Безысходно пространство, и нет места вырванному с корнем испанскому тополю?
* * *
Красив воскресный Нью-Йорк! У здешней недели должны быть шесть воскресений и один понедельник. Тогда жизнь наладится.
* * *
Глубокой ночью в сизом небе мерцают бессонные отсветы и зыблется глубокая тьма над влажным поблескиванием листвы. Какая роскошь! Для меня, без малейшей связи ни с чем и ни с кем, это мой приют.
Для чужака, где бы он ни был, природа — королева, если не мать, — это неистощимое богатство, заговоренный клад. Безымянная природа, сама по себе, сама в себе.
* * *
Внезапно, в лабиринте оглушительных, умеренных и вовсе глухих шумов, я слышу входной звонок нашего мадридского дома.
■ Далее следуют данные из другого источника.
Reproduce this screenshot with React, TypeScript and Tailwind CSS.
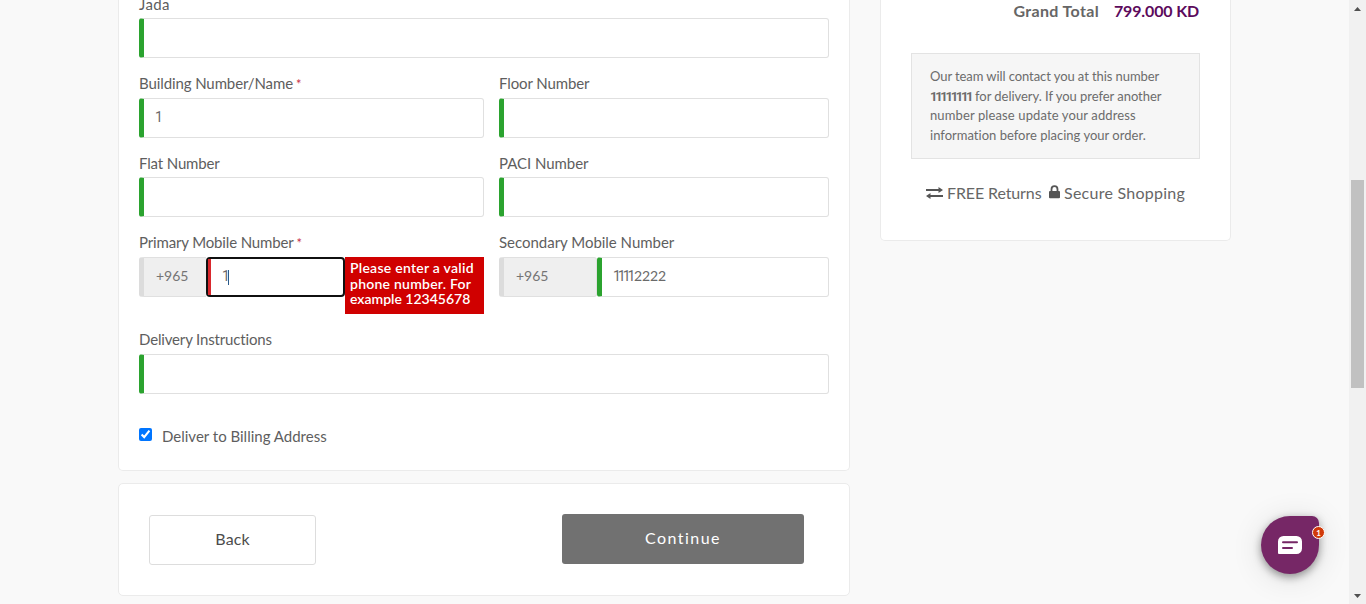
import type { ReactNode } from 'react';

function Label({ children, className }: { children: ReactNode; className: string }) {
  return (
    <div className={`flex items-end text-[15px] leading-5 text-[#5e5e5e] whitespace-nowrap ${className}`}>
      <span>{children}</span>
    </div>
  );
}

function Required() {
  return <span className="ml-[3px] text-[13px] leading-none text-[#c8324a]">*</span>;
}

function Field({ value = '', className = '' }: { value?: string; className?: string }) {
  return (
    <input
      type="text"
      defaultValue={value}
      className={`block h-10 rounded-[3px] border border-l-[5px] border-[#e0e0e0] border-l-[#2ba32f] bg-white pb-[3px] text-sm text-[#6a6a6a] outline-none ${className}`}
    />
  );
}

function Prefix({ className }: { className: string }) {
  return (
    <div className={`flex h-10 items-center rounded-[3px] border border-l-[5px] border-[#e0e0e0] border-l-[#dcdcdc] bg-[#efefef] pl-3 pb-[2px] text-sm text-[#757575] ${className}`}>
      +965
    </div>
  );
}

function AddressForm() {
  return (
    <section className="h-[471px] shrink-0 overflow-hidden rounded-b-[5px] border border-t-0 border-[#ebebeb] bg-white px-5">
      <Label className="h-[18px] pb-[4px] tracking-[0.4px]">Jada</Label>
      <Field className="w-full" />
      <div className="flex gap-[15px]">
        <div className="w-[345px]">
          <Label className="h-10 pb-[5px] tracking-[-0.1px]">
            Building Number/Name<Required />
          </Label>
          <Field value="1" className="w-full pl-[11px] font-['Roboto',sans-serif]" />
          <Label className="h-[39px] pb-[4px] tracking-[-0.15px]">Flat Number</Label>
          <Field className="w-full" />
          <Label className="h-10 pb-[5px] tracking-[-0.15px]">
            Primary Mobile Number<Required />
          </Label>
          <div className="flex h-[57px] items-start">
            <Prefix className="w-[67px] rounded-r-none border-r-0" />
            <div className="flex h-10 w-[139px] items-center rounded-[4px] border-2 border-[#101010]">
              <div className="h-full w-[3px] bg-[#d9282d]" />
              <span className="ml-[11px] pb-[2px] font-['Roboto',sans-serif] text-sm tracking-[-2px] text-[#6a6a6a]">1</span>
              <span className="h-[15px] w-px bg-[#2a5a8a]" />
            </div>
            <div className="h-[57px] w-[139px] bg-[#d00000] pt-[3px] pl-[5px] text-[14px] leading-[15.6px] font-semibold whitespace-nowrap text-white">
              <div className="tracking-[0.26px]">Please enter a valid</div>
              <div className="tracking-[0.24px]">phone number. For</div>
              <div>example 12345678</div>
            </div>
          </div>
        </div>
        <div className="w-[330px]">
          <Label className="h-10 pb-[5px] tracking-[-0.1px]">Floor Number</Label>
          <Field className="w-full" />
          <Label className="h-[39px] pb-[4px] tracking-[-0.05px]">PACI Number</Label>
          <Field className="w-full" />
          <Label className="h-10 pb-[5px] tracking-[-0.02px]">Secondary Mobile Number</Label>
          <div className="flex">
            <Prefix className="w-[98px]" />
            <div className="flex h-10 w-[232px] items-center rounded-[3px] border border-l-[5px] border-[#e0e0e0] border-l-[#2ba32f] pb-[2px] pl-[11px] text-sm text-[#6a6a6a]">
              <span className="w-[21px] font-['Roboto',sans-serif] tracking-[-3px]">1111</span>
              <span className="tracking-[-0.15px]">2222</span>
            </div>
          </div>
        </div>
      </div>
      <Label className="h-10 pb-[5px] tracking-[-0.16px]">Delivery Instructions</Label>
      <Field className="w-full" />
      <label className="mt-[32px] flex h-5 items-center text-[15px] text-[#5e5e5e]">
        <input type="checkbox" defaultChecked className="mb-[3px] size-[13px]" />
        <span className="ml-[10px]">Deliver to Billing Address</span>
      </label>
    </section>
  );
}

function Actions() {
  return (
    <section className="mt-3 flex h-[113px] shrink-0 items-start justify-between rounded-[5px] border border-[#ebebeb] bg-white pr-[45px] pl-[30px]">
      <button className="mt-[31px] h-[50px] w-[167px] rounded-[3px] border border-[#ddd] pb-[2px] text-base tracking-[0.1px] text-[#4c4c4c]">Back</button>
      <button className="mt-[30px] h-[50px] w-[242px] rounded-[3px] bg-[#717171] pb-[2px] text-base tracking-[1.45px] text-white">Continue</button>
    </section>
  );
}

function Summary() {
  return (
    <aside className="flex h-[241px] w-[351px] flex-col rounded-b-[5px] border border-t-0 border-[#ebebeb] bg-white px-[30px]">
      <div className="flex h-[53px] justify-end gap-[15px] pr-px text-base leading-[22px] font-bold whitespace-nowrap">
        <span className="tracking-[0.35px] text-[#666]">Grand Total</span>
        <span className="tracking-[-0.15px] text-[#5c0a5c]">799.000 KD</span>
      </div>
      <div className="h-[106px] border border-[#e3e3e3] bg-[#f6f6f6] pt-[13px] pl-[18px] text-[13px] leading-[19.5px] whitespace-nowrap text-[#6c6c6c]">
        <div className="tracking-[-0.08px]">Our team will contact you at this number</div>
        <div className="flex">
          <b className="w-[45px] font-['Roboto',sans-serif] tracking-[-2.3px]">11111111</b>
          <span className="tracking-[-0.04px]">for delivery. If you prefer another</span>
        </div>
        <div className="tracking-[0.12px]">number please update your address</div>
        <div className="tracking-[0.01px]">information before placing your order.</div>
      </div>
      <div className="mt-[22px] flex h-6 items-center pl-[15px] text-base whitespace-nowrap text-[#666]">
        <svg width="17" height="12" viewBox="0 0 17 12" className="shrink-0" fill="#555">
          <path d="M0 2H12.5V0L17 3L12.5 6V4H0ZM17 8H4.5V6L0 9L4.5 12V10H17Z" />
        </svg>
        <span className="ml-1 w-[94px] pb-px tracking-[-0.12px]">FREE Returns</span>
        <svg width="11" height="14" viewBox="0 0 11 14" className="mb-[2px] ml-2 shrink-0" fill="#555">
          <path fillRule="evenodd" d="M1.6 6V4.2a3.9 3.9 0 0 1 7.8 0V6H10a1 1 0 0 1 1 1v5.2a1 1 0 0 1-1 1H1a1 1 0 0 1-1-1V7a1 1 0 0 1 1-1ZM3.4 6h4.2V4.2a2.1 2.1 0 0 0-4.2 0Z" />
        </svg>
        <span className="ml-1 pb-px tracking-[0.25px]">Secure Shopping</span>
      </div>
    </aside>
  );
}

function ChatButton() {
  return (
    <div className="absolute top-[516px] left-[1261px] size-[58px] rounded-[29px] rounded-tr-[7px] bg-[#762766] shadow-[0_3px_8px_rgba(0,0,0,0.4),0_4px_32px_rgba(0,0,0,0.12)]">
      <svg width="24" height="18" viewBox="0 0 24 18" className="absolute top-5 left-[17px]">
        <path d="M5.5 0H18.5A5.5 5.5 0 0 1 24 5.5V12.5A5.5 5.5 0 0 1 18.5 18H1A1 1 0 0 1 0 17V5.5A5.5 5.5 0 0 1 5.5 0Z" fill="#fff" />
        <path d="M5 6.2H19M5 11.9H14" stroke="#762766" strokeWidth="2" strokeLinecap="round" />
      </svg>
      <span className="absolute top-[10px] left-[51px] flex size-[13px] items-center justify-center rounded-full border border-white bg-[#d13a0a] text-[8px] leading-none font-bold text-white">1</span>
    </div>
  );
}

function Scrollbar() {
  return (
    <div className="flex h-full w-[17px] flex-col items-center justify-between bg-[#f1f1f1]">
      <svg width="17" height="17" viewBox="0 0 17 17"><path d="M5 11L8.5 7L12 11Z" fill="#505050" /></svg>
      <div className="mt-[163px] mb-auto h-[208px] w-[13px] bg-[#c1c1c1]" />
      <svg width="17" height="17" viewBox="0 0 17 17"><path d="M5 7L8.5 11L12 7Z" fill="#505050" /></svg>
    </div>
  );
}

export default function App() {
  return (
    <div className="relative flex h-[604px] w-[1366px] overflow-hidden bg-[#f9f9f9] font-['Lato',sans-serif]">
      <main className="flex w-[1349px] items-start gap-[30px] pl-[118px]">
        <div className="flex w-[732px] flex-col">
          <AddressForm />
          <Actions />
        </div>
        <Summary />
      </main>
      <Scrollbar />
      <ChatButton />
    </div>
  );
}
Письмо, гостья? В непосильном гулком водовороте этой мертвенной жизни воспоминание звучит далеким, еле слышным эхом. В неустанном гудении лифтов, хлопании дверей, перестуке молотков, перебранке клаксонов я слышу бесшумную дверь, вечернюю тишину, отзвук мадридского заката.
Запасник моих последних крох, почти реликвий и, наверно, смерти.
* * *
Грандиозность искусственного мешает величию природного.
Грандиозность искусственного — лишь совокупность искусственных мелочей. Природное величие в ладу с мелочами, но не сводится к их сумме.
Нельзя размениваться на необязательные мелочи. Необходимо крупное, насущное, бесспорное; прогресс не в том, чтобы множить «вещи».
В конце концов товар на прилавках — это слова в словаре. Не обилие вещей и вещичек красит жизнь, а только то, в чем мы действительно нуждаемся и что нуждается в нас.
И какая удача для вещи и для слова найти хозяина, как нужны они друг другу!
* * *
Чтобы встроиться в механизм современного Нью-Йорка, выжить в недрах этой машины, нужно много денег — многократно переваренной пищи, питающей машину. И серый, обесцвеченный человек начинает изобретать массу ненужного, потому что живет внутри монументальной ненужности.
Зубная щетка, например, вещь необходимая и достаточная, полоскание для зубов — тоже вещь неплохая. Но серый человек, чистя и полоща зубы согласно медицинским указаниям, вскоре считает себя обязанным блюсти чистоту и порядок, предписанные его зубам, и вынужден неукоснительно обслуживать эти зубы как механическую отдельность, деталь своего малого механизма, встроенного в огромный. И зубы становятся капиталом. А жертва изобретательности превращается в ее деспота, и вот появляется щетка для полоскательницы. На том не кончается, и щетку для полоскательницы подкрепляет полоскательница для щетки. Но и этого мало, и в конце концов на траектории прогресса рикошетом возникает зуб куда надежней и удобней настоящего и упраздняет беднягу, живого, здорового и такого чистого до, после и при участии щетки для зубов, и полоскания для зубов, и щетки для полоскания, и полоскания для щетки.